Computer-Centric Details Critical to Success in Uniloc Decision

The U.S. Court of Appeals for the Federal Circuit confirmed the invalidation of claims in two patents, and reversed the district court’s finding that two other patents in the same family were invalid for lack of subject-matter ineligibility, in Uniloc USA, Inc. v. ADP, LLC, No. 2018-1132, 2019 U.S. App. LEXIS 15507 (Fed. Cir. May 24, 2019). For the first patent, the Court stated that the claims recited a particular improvement in how centralized distribution of software was accomplished. In particular, the panel focused on the use of a file packet to enable the initiating on-demand registration of an application for distribution. It emphasized that the addition of the file packet limitation during prosecution was central to the patent’s allowance.

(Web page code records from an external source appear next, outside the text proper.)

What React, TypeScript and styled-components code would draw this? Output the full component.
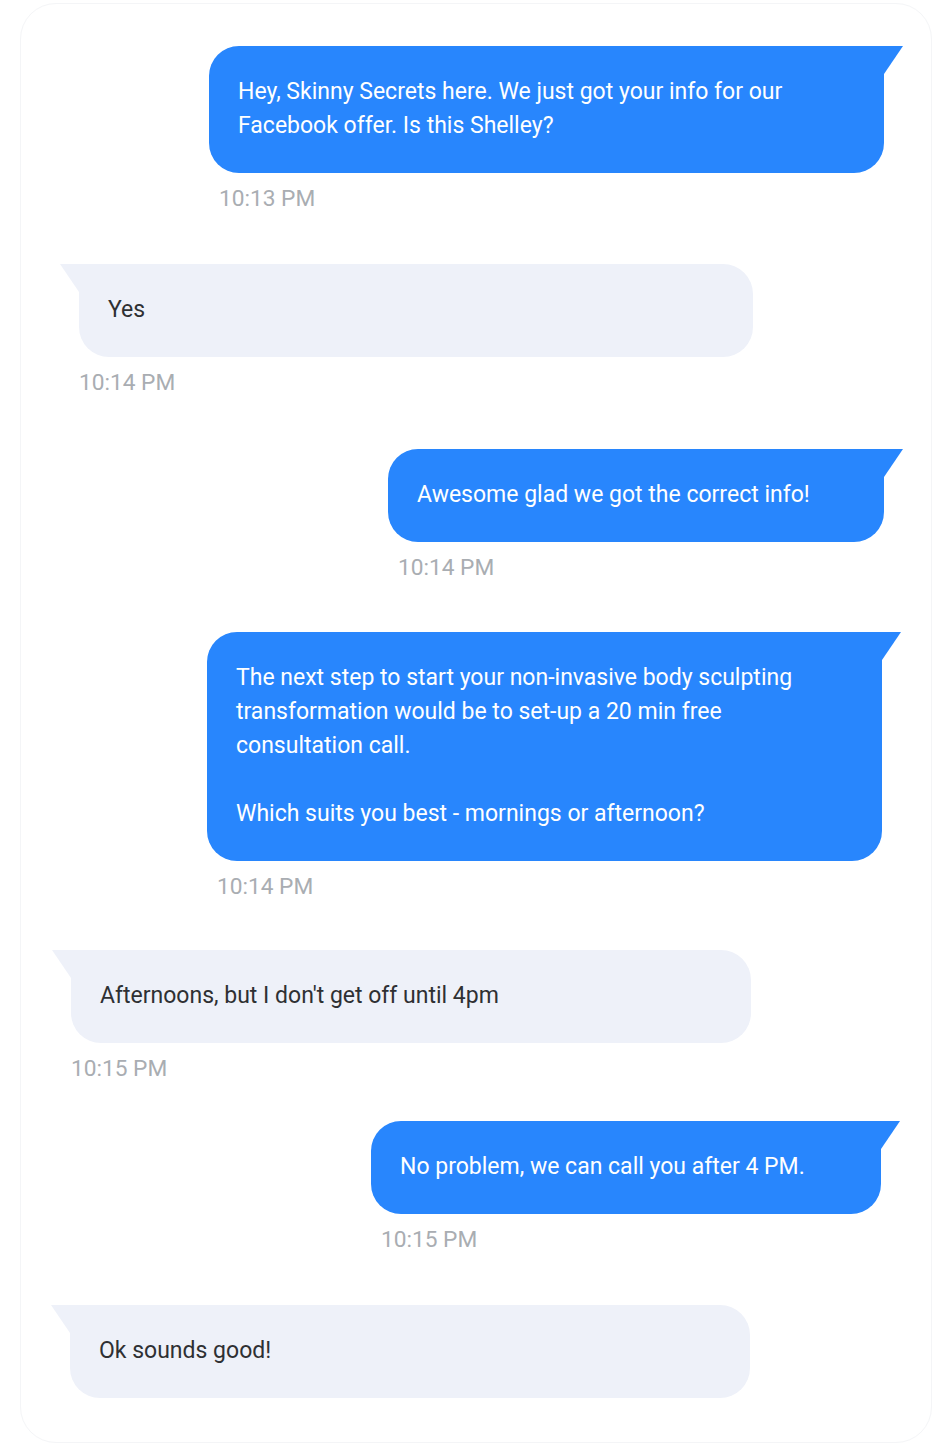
import React from "react";
import styled, { createGlobalStyle } from "styled-components";

const GlobalStyle = createGlobalStyle`
  html, body {
    margin: 0;
    padding: 0;
    background: #ffffff;
  }
  body {
    font-family: Roboto, "Noto Sans", "Liberation Sans", sans-serif;
    -webkit-font-smoothing: antialiased;
  }
`;

type Side = "sent" | "recv";

const Card = styled.div`
  box-sizing: border-box;
  margin: 3px 20px 3px 20px;
  padding: 42px 0 44px 0;
  border: 1px solid #f4f5f7;
  border-radius: 36px;
  display: flex;
  flex-direction: column;
`;

const Group = styled.div<{ $indent: number; $gap: number }>`
  display: flex;
  flex-direction: column;
  align-items: flex-start;
  margin-left: ${(p) => p.$indent}px;
  margin-top: ${(p) => p.$gap}px;
`;

const Bubble = styled.div<{ $side: Side; $width: number }>`
  position: relative;
  box-sizing: border-box;
  width: ${(p) => p.$width}px;
  padding: 29px 29px 30px 29px;
  font-size: 23px;
  line-height: 34px;
  white-space: pre-line;
  color: ${(p) => (p.$side === "sent" ? "#ffffff" : "#2e3033")};
  background: ${(p) => (p.$side === "sent" ? "#2886fd" : "#eef1f9")};
  border-radius: ${(p) =>
    p.$side === "sent" ? "30px 0 30px 30px" : "0 30px 30px 30px"};

  &::before {
    content: "";
    position: absolute;
    top: 0;
    width: 19px;
    height: 28px;
    background: inherit;
    ${(p) =>
      p.$side === "sent"
        ? `right: -19px; clip-path: polygon(0 0, 100% 0, 0 100%);`
        : `left: -19px; clip-path: polygon(0 0, 100% 0, 100% 100%);`}
  }
`;

const Time = styled.div<{ $side: Side }>`
  margin-top: 12px;
  margin-left: ${(p) => (p.$side === "sent" ? 10 : 0)}px;
  font-size: 22.7px;
  line-height: 28px;
  color: #a9adb2;
`;

type Msg = {
  side: Side;
  indent: number;
  width: number;
  gap: number;
  text: string;
  time?: string;
};

const messages: Msg[] = [
  {
    side: "sent",
    indent: 188,
    width: 675,
    gap: 0,
    text: "Hey, Skinny Secrets here. We just got your info for our\nFacebook offer. Is this Shelley?",
    time: "10:13 PM",
  },
  { side: "recv", indent: 58, width: 674, gap: 51, text: "Yes", time: "10:14 PM" },
  {
    side: "sent",
    indent: 367,
    width: 496,
    gap: 52,
    text: "Awesome glad we got the correct info!",
    time: "10:14 PM",
  },
  {
    side: "sent",
    indent: 186,
    width: 675,
    gap: 50,
    text:
      "The next step to start your non-invasive body sculpting\ntransformation would be to set-up a 20 min free\nconsultation call.\n\nWhich suits you best - mornings or afternoon?",
    time: "10:14 PM",
  },
  {
    side: "recv",
    indent: 50,
    width: 680,
    gap: 49,
    text: "Afternoons, but I don't get off until 4pm",
    time: "10:15 PM",
  },
  {
    side: "sent",
    indent: 350,
    width: 510,
    gap: 38,
    text: "No problem, we can call you after 4 PM.",
    time: "10:15 PM",
  },
  { side: "recv", indent: 49, width: 680, gap: 51, text: "Ok sounds good!" },
];

export default function App() {
  return (
    <>
      <GlobalStyle />
      <Card>
        {messages.map((m, i) => (
          <Group key={i} $indent={m.indent} $gap={m.gap}>
            <Bubble $side={m.side} $width={m.width}>
              {m.text}
            </Bubble>
            {m.time && <Time $side={m.side}>{m.time}</Time>}
          </Group>
        ))}
      </Card>
    </>
  );
}
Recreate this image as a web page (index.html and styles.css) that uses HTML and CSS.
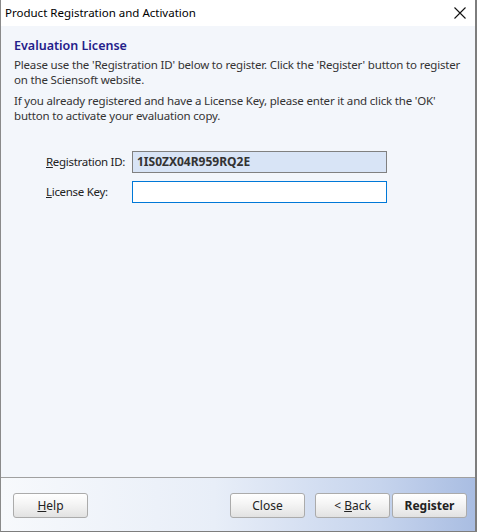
FILE: index.html
```html
<!DOCTYPE html>
<html>
<head>
<meta charset="utf-8">
<link rel="stylesheet" href="styles.css">
</head>
<body>
<div class="window">
  <div class="titlebar">
    <span class="title">Product Registration and Activation</span>
    <svg class="close" width="12" height="12" viewBox="0 0 12 12"><path d="M0.5 0.5 L11.5 11.5 M11.5 0.5 L0.5 11.5" stroke="#111" stroke-width="1.1" fill="none"/></svg>
  </div>
  <div class="content">
    <h1 class="heading">Evaluation License</h1>
    <p class="text">Please use the 'Registration ID' below to register. Click the 'Register' button to register on the Sciensoft website.</p>
    <p class="text second">If you already registered and have a License Key, please enter it and click the 'OK' button to activate your evaluation copy.</p>
    <div class="fields">
      <label class="label"><u>R</u>egistration ID:</label>
      <div class="input readonly">1IS0ZX04R959RQ2E</div>
      <label class="label"><u>L</u>icense Key:</label>
      <div class="input focused"></div>
    </div>
  </div>
  <div class="footer">
    <button class="btn"><u>H</u>elp</button>
    <div class="spacer"></div>
    <button class="btn">Close</button>
    <button class="btn back">&lt; <u>B</u>ack</button>
    <button class="btn bold">Register</button>
  </div>
</div>
</body>
</html>
```
FILE: styles.css
```css
html, body {
  margin: 0;
  padding: 0;
  background: #ffffff;
}
body {
  font-family: "Noto Sans", "Open Sans", sans-serif;
  font-size: 11.5px;
  color: #333;
}
.window {
  width: 477px;
  height: 532px;
  box-sizing: border-box;
  border-left: 1px solid #8a8a8a;
  border-right: 2px solid #7d7d7d;
  border-bottom: 1px solid #7d7d7d;
  display: flex;
  flex-direction: column;
  background: #f3f6fb;
}
.titlebar {
  height: 26px;
  flex: none;
  background: #fff;
  display: flex;
  align-items: center;
  padding-left: 4px;
  padding-right: 9px;
}
.title {
  flex: 1;
  color: #000;
  font-size: 11.5px;
  line-height: 16px;
}
.close {
  display: block;
}
.content {
  flex: 1;
  padding: 11px 8px 0 13px;
  border-bottom: 1px solid #a0a0a0;
}
.heading {
  margin: 0;
  font-size: 12.5px;
  font-weight: 600;
  line-height: 18px;
  color: #24208a;
}
.text {
  margin: 2px 0 0 0;
  line-height: 15px;
  color: #333;
  letter-spacing: -0.18px;
}
.text.second {
  margin-top: 6px;
}
.fields {
  display: grid;
  grid-template-columns: 86px 255px;
  row-gap: 8px;
  margin: 28px 0 0 32px;
  align-items: center;
}
.label {
  color: #222;
  line-height: 16px;
  white-space: nowrap;
  letter-spacing: -0.3px;
}
.input {
  height: 22px;
  box-sizing: border-box;
  border: 1px solid #7a7a7a;
  background: #fff;
  padding: 0 4px;
  line-height: 20px;
}
.input.readonly {
  background: #d8e4f6;
  border-color: #808080;
  font-weight: 700;
  font-size: 12px;
  color: #333;
}
.input.focused {
  border-color: #0078d7;
}
.footer {
  height: 53px;
  flex: none;
  box-sizing: border-box;
  padding: 15px 8px 0 12px;
  display: flex;
  align-items: flex-start;
  gap: 2px;
  background: linear-gradient(to right, #f7f9fc 0%, #e8eef8 45%, #c6d4ed 80%, #a9bde2 100%);
}
.spacer {
  flex: 1;
}
.btn {
  width: 75px;
  height: 25px;
  box-sizing: border-box;
  border: 1px solid #ababab;
  border-radius: 3px;
  background: linear-gradient(to bottom, #ffffff 0%, #f4f4f4 45%, #e2e2e2 100%);
  font-family: "Noto Sans", "Open Sans", sans-serif;
  font-size: 12px;
  color: #222;
  padding: 0;
  line-height: 22px;
}
.btn.back {
  margin-left: 8px;
}
.btn.bold {
  font-weight: 700;
}
```
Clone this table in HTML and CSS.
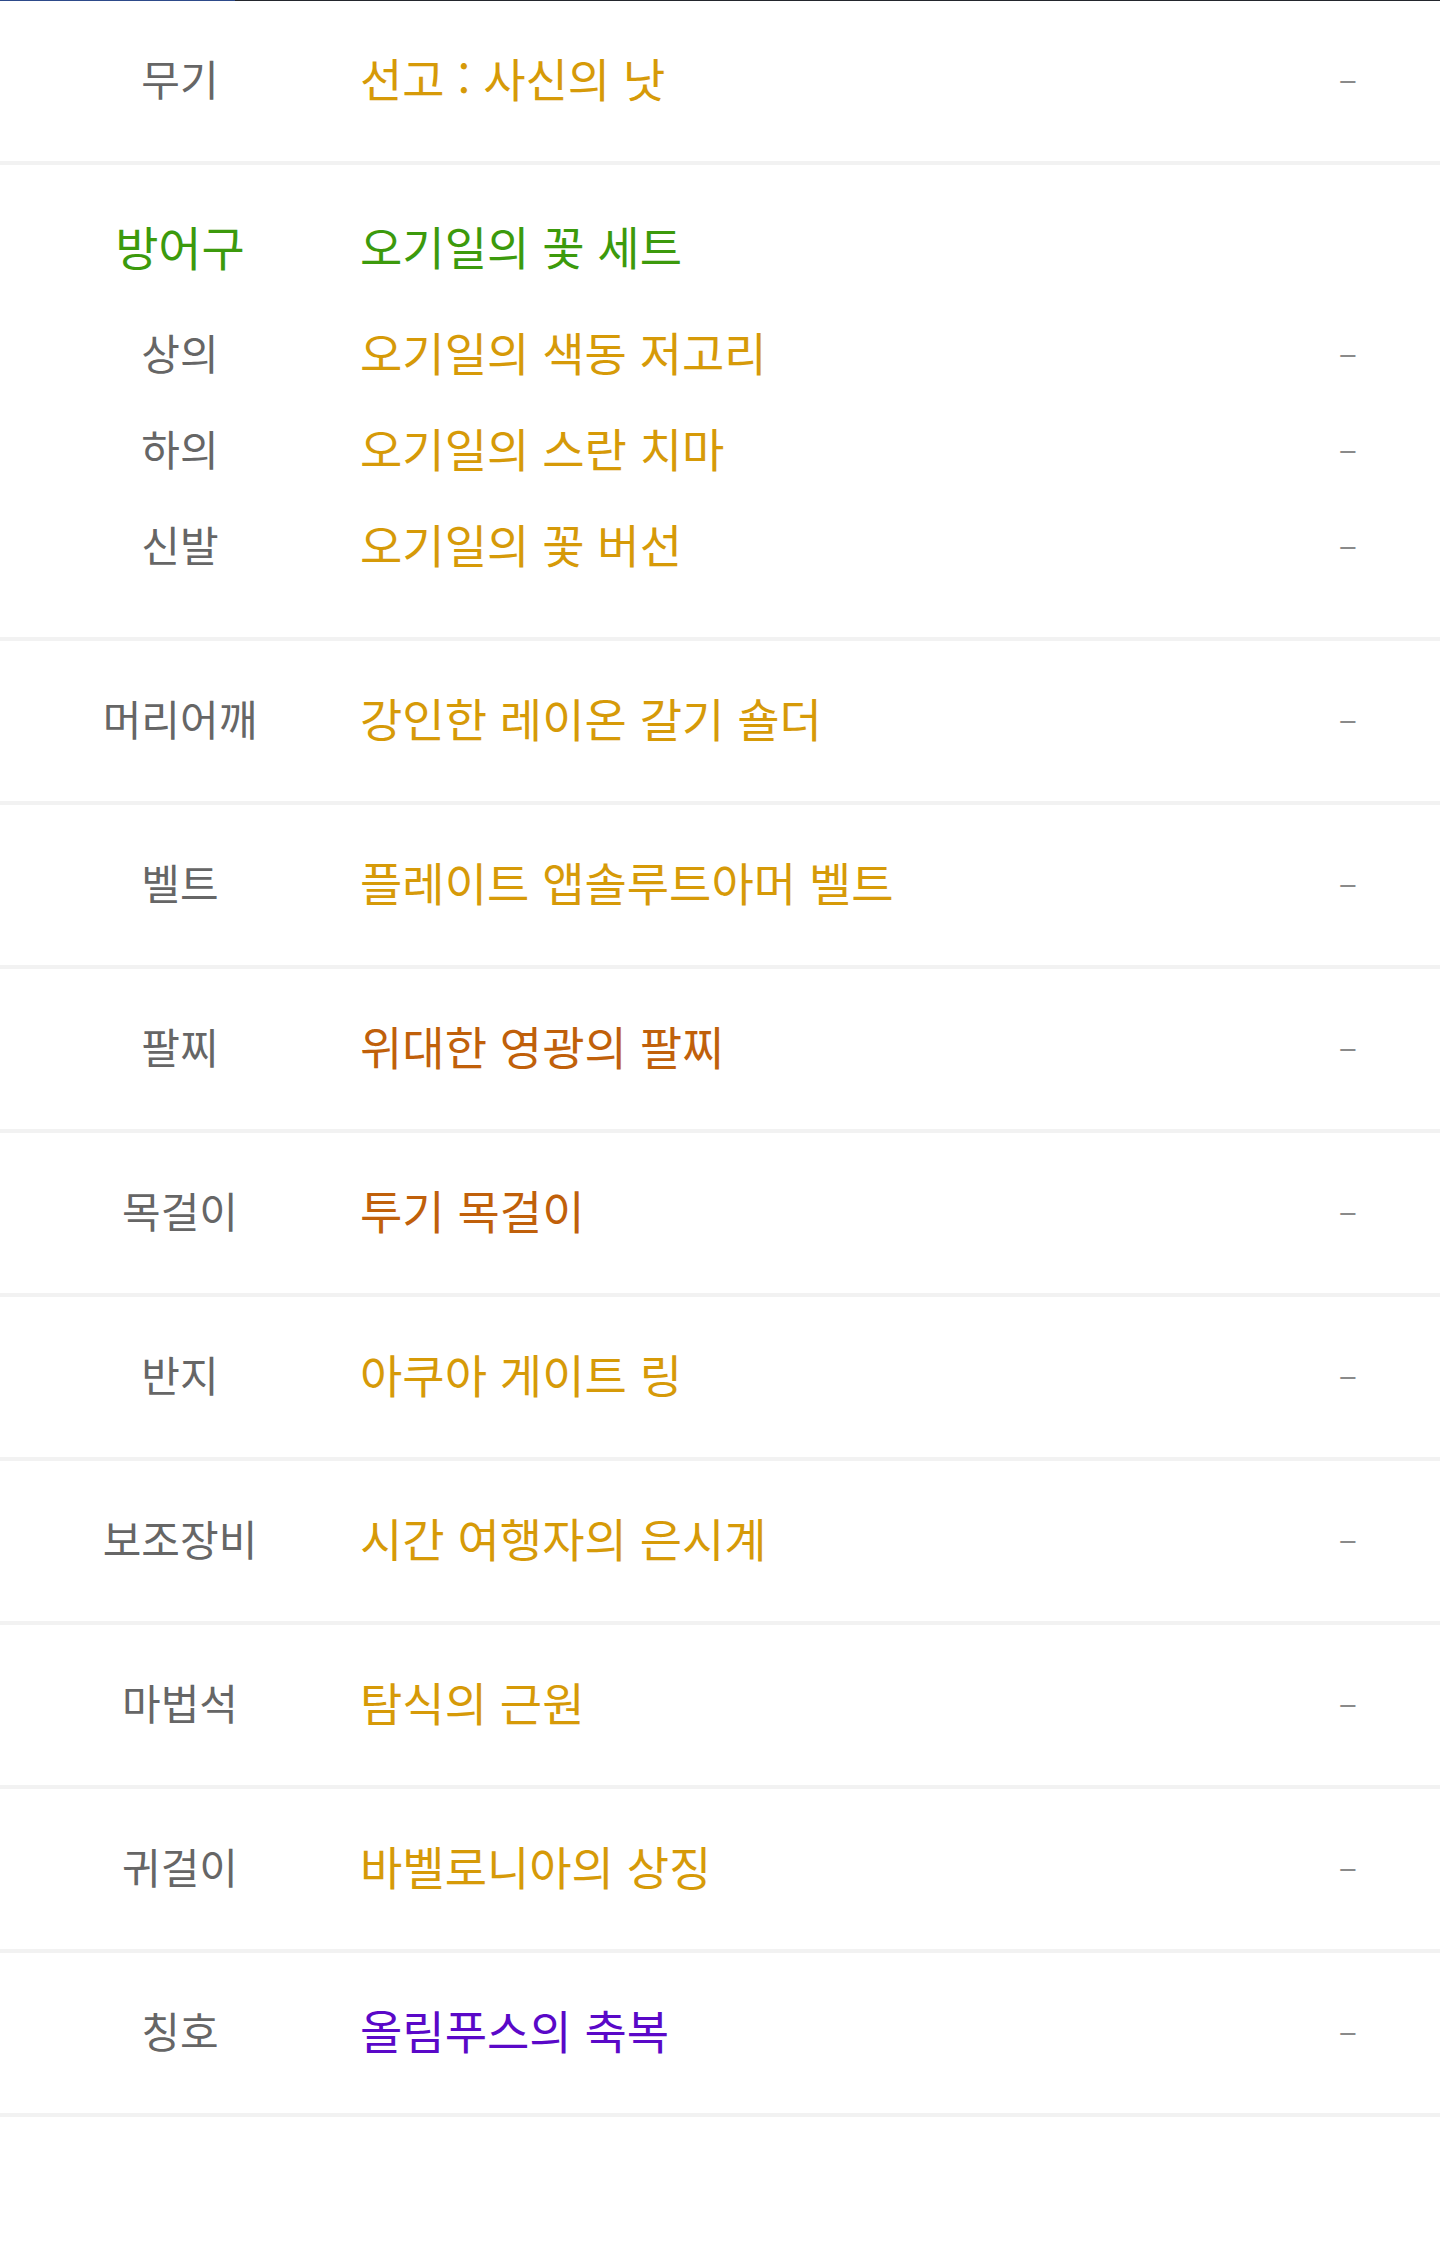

The panel concluded that the claims of the second patent were directed to a particular way of enabling on-demand installation of an application incorporating preferences from two different sources. The patent claims accomplished this result by adding the application manager and configuration manager as additions to each application utilizing a centralized server. The Court reasoned that positioning these components on the application server, combined with the application launcher on the client computer, allowed customization by both the administrator and the user in such a way that the installation can proceed on-demand with both sets of preferences. These kinds of network-specific details that differed from how application distribution was previously handled ensured the claims survived the inquiry into whether they covered abstract ideas.

In the third patent, the Court found that the claims were directed to using a desktop interface to access a conventional application server using conventional software, which was not an improvement in network architecture. It noted that the alleged functional improvements in efficiency arose wholly out of the conventional advantages of using networked computers as tools, not a particular improvement in the computer or network. Finally, the Federal Circuit stated that the claims of the fourth patent were directed to the abstract idea of providing an unavailability indication or an availability indication based on at least one of a user identity based policy, an administrator policy override definition or a user policy override definition. It characterized these claims as nothing more than collecting and displaying already available information.

This case illustrates how important it can be to include technical details in patent claims, and discuss how those technical details represent an improvement over conventional solutions in patent specifications, to increase the likelihood that the claims will survive a subject-matter eligibility challenge. In light of recent trends, U.S. courts looking for an explanation why a claimed invention represents a technological advance meriting patent protection expect to find that explanation in the patent itself and in the prosecution history. The applicant, by its patent drafters and prosecutors, is in the best position to set forth what is and is not the invention, reveal the invention’s details, why they matter, and why they amounted to more than just taking a pre-Internet business practice and straightforwardly implementing that practice on a computer.